:: Exercise instructions ::
Repeat what the lines below say, word for word, and skip every image.

------ Recorded data

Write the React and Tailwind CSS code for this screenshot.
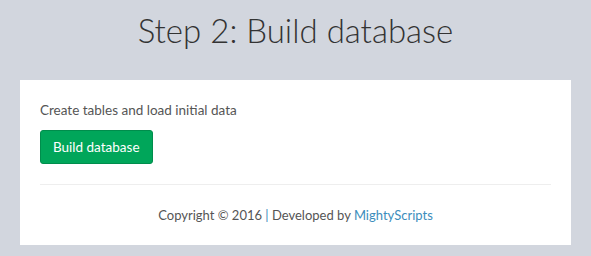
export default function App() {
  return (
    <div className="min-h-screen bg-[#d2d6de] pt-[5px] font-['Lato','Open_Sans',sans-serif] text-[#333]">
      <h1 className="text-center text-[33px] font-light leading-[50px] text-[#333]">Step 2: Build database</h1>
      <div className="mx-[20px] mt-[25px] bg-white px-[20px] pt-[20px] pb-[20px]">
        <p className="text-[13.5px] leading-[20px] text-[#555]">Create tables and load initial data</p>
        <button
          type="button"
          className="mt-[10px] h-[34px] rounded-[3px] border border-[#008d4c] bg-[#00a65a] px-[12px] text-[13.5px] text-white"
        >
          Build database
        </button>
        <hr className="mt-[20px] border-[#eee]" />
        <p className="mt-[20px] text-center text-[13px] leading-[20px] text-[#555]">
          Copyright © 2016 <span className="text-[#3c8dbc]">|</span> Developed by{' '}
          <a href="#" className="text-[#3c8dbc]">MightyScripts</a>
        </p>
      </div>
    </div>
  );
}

------------

:: Result of the task ::
Write the React and Tailwind CSS code for this screenshot.
export default function App() {
  return (
    <div className="min-h-screen bg-[#d2d6de] pt-[5px] font-['Lato','Open_Sans',sans-serif] text-[#333]">
      <h1 className="text-center text-[33px] font-light leading-[50px] text-[#333]">Step 2: Build database</h1>
      <div className="mx-[20px] mt-[25px] bg-white px-[20px] pt-[20px] pb-[20px]">
        <p className="text-[13.5px] leading-[20px] text-[#555]">Create tables and load initial data</p>
        <button
          type="button"
          className="mt-[10px] h-[34px] rounded-[3px] border border-[#008d4c] bg-[#00a65a] px-[12px] text-[13.5px] text-white"
        >
          Build database
        </button>
        <hr className="mt-[20px] border-[#eee]" />
        <p className="mt-[20px] text-center text-[13px] leading-[20px] text-[#555]">
          Copyright © 2016 <span className="text-[#3c8dbc]">|</span> Developed by{' '}
          <a href="#" className="text-[#3c8dbc]">MightyScripts</a>
        </p>
      </div>
    </div>
  );
}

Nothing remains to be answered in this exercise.